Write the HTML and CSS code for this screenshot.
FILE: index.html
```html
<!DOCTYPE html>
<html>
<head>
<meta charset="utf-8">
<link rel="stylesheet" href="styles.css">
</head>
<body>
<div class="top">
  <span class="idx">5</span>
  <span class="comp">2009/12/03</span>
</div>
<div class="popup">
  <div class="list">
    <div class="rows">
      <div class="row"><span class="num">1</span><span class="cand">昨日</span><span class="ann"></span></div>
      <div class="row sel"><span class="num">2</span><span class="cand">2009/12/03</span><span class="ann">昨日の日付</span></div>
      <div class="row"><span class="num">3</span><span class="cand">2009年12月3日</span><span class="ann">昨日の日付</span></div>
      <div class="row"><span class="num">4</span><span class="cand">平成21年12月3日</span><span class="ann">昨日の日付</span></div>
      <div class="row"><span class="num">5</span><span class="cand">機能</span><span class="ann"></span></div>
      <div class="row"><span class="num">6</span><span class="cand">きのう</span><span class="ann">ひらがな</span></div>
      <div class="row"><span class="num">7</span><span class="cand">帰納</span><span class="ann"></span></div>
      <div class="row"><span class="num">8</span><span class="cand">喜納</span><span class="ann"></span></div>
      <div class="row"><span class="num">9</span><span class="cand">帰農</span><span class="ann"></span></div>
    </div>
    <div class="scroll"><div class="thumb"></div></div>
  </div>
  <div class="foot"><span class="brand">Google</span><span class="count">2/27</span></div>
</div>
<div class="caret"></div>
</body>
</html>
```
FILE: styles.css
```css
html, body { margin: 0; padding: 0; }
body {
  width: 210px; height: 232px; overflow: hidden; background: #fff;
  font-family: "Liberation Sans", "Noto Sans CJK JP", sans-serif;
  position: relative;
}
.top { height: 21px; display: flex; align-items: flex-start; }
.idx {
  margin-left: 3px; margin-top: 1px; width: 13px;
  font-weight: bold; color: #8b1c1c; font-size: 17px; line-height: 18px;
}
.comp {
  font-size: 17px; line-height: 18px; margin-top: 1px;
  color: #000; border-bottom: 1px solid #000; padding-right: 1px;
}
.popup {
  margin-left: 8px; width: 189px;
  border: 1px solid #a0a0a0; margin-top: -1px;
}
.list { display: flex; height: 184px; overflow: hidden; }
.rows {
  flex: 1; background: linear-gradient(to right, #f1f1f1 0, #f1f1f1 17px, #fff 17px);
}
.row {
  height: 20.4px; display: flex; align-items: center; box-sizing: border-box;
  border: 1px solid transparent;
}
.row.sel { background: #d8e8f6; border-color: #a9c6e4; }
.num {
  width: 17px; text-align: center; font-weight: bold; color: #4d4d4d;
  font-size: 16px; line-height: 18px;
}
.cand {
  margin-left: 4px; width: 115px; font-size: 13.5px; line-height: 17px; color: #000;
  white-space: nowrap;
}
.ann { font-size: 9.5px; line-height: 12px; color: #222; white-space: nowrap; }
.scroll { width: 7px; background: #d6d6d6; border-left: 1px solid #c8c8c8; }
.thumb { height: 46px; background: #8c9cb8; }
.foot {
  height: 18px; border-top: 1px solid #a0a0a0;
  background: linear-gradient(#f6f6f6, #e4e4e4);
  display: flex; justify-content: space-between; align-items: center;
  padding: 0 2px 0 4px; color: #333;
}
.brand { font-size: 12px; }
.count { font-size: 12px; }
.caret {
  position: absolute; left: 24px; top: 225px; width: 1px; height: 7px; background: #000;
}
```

§ PROBLEM DESCRIPTION: Repeat every line of the material exactly as given.

§ EXERCISE SOLUTION:
Write the HTML and CSS code for this screenshot.
FILE: index.html
```html
<!DOCTYPE html>
<html>
<head>
<meta charset="utf-8">
<link rel="stylesheet" href="styles.css">
</head>
<body>
<div class="top">
  <span class="idx">5</span>
  <span class="comp">2009/12/03</span>
</div>
<div class="popup">
  <div class="list">
    <div class="rows">
      <div class="row"><span class="num">1</span><span class="cand">昨日</span><span class="ann"></span></div>
      <div class="row sel"><span class="num">2</span><span class="cand">2009/12/03</span><span class="ann">昨日の日付</span></div>
      <div class="row"><span class="num">3</span><span class="cand">2009年12月3日</span><span class="ann">昨日の日付</span></div>
      <div class="row"><span class="num">4</span><span class="cand">平成21年12月3日</span><span class="ann">昨日の日付</span></div>
      <div class="row"><span class="num">5</span><span class="cand">機能</span><span class="ann"></span></div>
      <div class="row"><span class="num">6</span><span class="cand">きのう</span><span class="ann">ひらがな</span></div>
      <div class="row"><span class="num">7</span><span class="cand">帰納</span><span class="ann"></span></div>
      <div class="row"><span class="num">8</span><span class="cand">喜納</span><span class="ann"></span></div>
      <div class="row"><span class="num">9</span><span class="cand">帰農</span><span class="ann"></span></div>
    </div>
    <div class="scroll"><div class="thumb"></div></div>
  </div>
  <div class="foot"><span class="brand">Google</span><span class="count">2/27</span></div>
</div>
<div class="caret"></div>
</body>
</html>
```
FILE: styles.css
```css
html, body { margin: 0; padding: 0; }
body {
  width: 210px; height: 232px; overflow: hidden; background: #fff;
  font-family: "Liberation Sans", "Noto Sans CJK JP", sans-serif;
  position: relative;
}
.top { height: 21px; display: flex; align-items: flex-start; }
.idx {
  margin-left: 3px; margin-top: 1px; width: 13px;
  font-weight: bold; color: #8b1c1c; font-size: 17px; line-height: 18px;
}
.comp {
  font-size: 17px; line-height: 18px; margin-top: 1px;
  color: #000; border-bottom: 1px solid #000; padding-right: 1px;
}
.popup {
  margin-left: 8px; width: 189px;
  border: 1px solid #a0a0a0; margin-top: -1px;
}
.list { display: flex; height: 184px; overflow: hidden; }
.rows {
  flex: 1; background: linear-gradient(to right, #f1f1f1 0, #f1f1f1 17px, #fff 17px);
}
.row {
  height: 20.4px; display: flex; align-items: center; box-sizing: border-box;
  border: 1px solid transparent;
}
.row.sel { background: #d8e8f6; border-color: #a9c6e4; }
.num {
  width: 17px; text-align: center; font-weight: bold; color: #4d4d4d;
  font-size: 16px; line-height: 18px;
}
.cand {
  margin-left: 4px; width: 115px; font-size: 13.5px; line-height: 17px; color: #000;
  white-space: nowrap;
}
.ann { font-size: 9.5px; line-height: 12px; color: #222; white-space: nowrap; }
.scroll { width: 7px; background: #d6d6d6; border-left: 1px solid #c8c8c8; }
.thumb { height: 46px; background: #8c9cb8; }
.foot {
  height: 18px; border-top: 1px solid #a0a0a0;
  background: linear-gradient(#f6f6f6, #e4e4e4);
  display: flex; justify-content: space-between; align-items: center;
  padding: 0 2px 0 4px; color: #333;
}
.brand { font-size: 12px; }
.count { font-size: 12px; }
.caret {
  position: absolute; left: 24px; top: 225px; width: 1px; height: 7px; background: #000;
}
```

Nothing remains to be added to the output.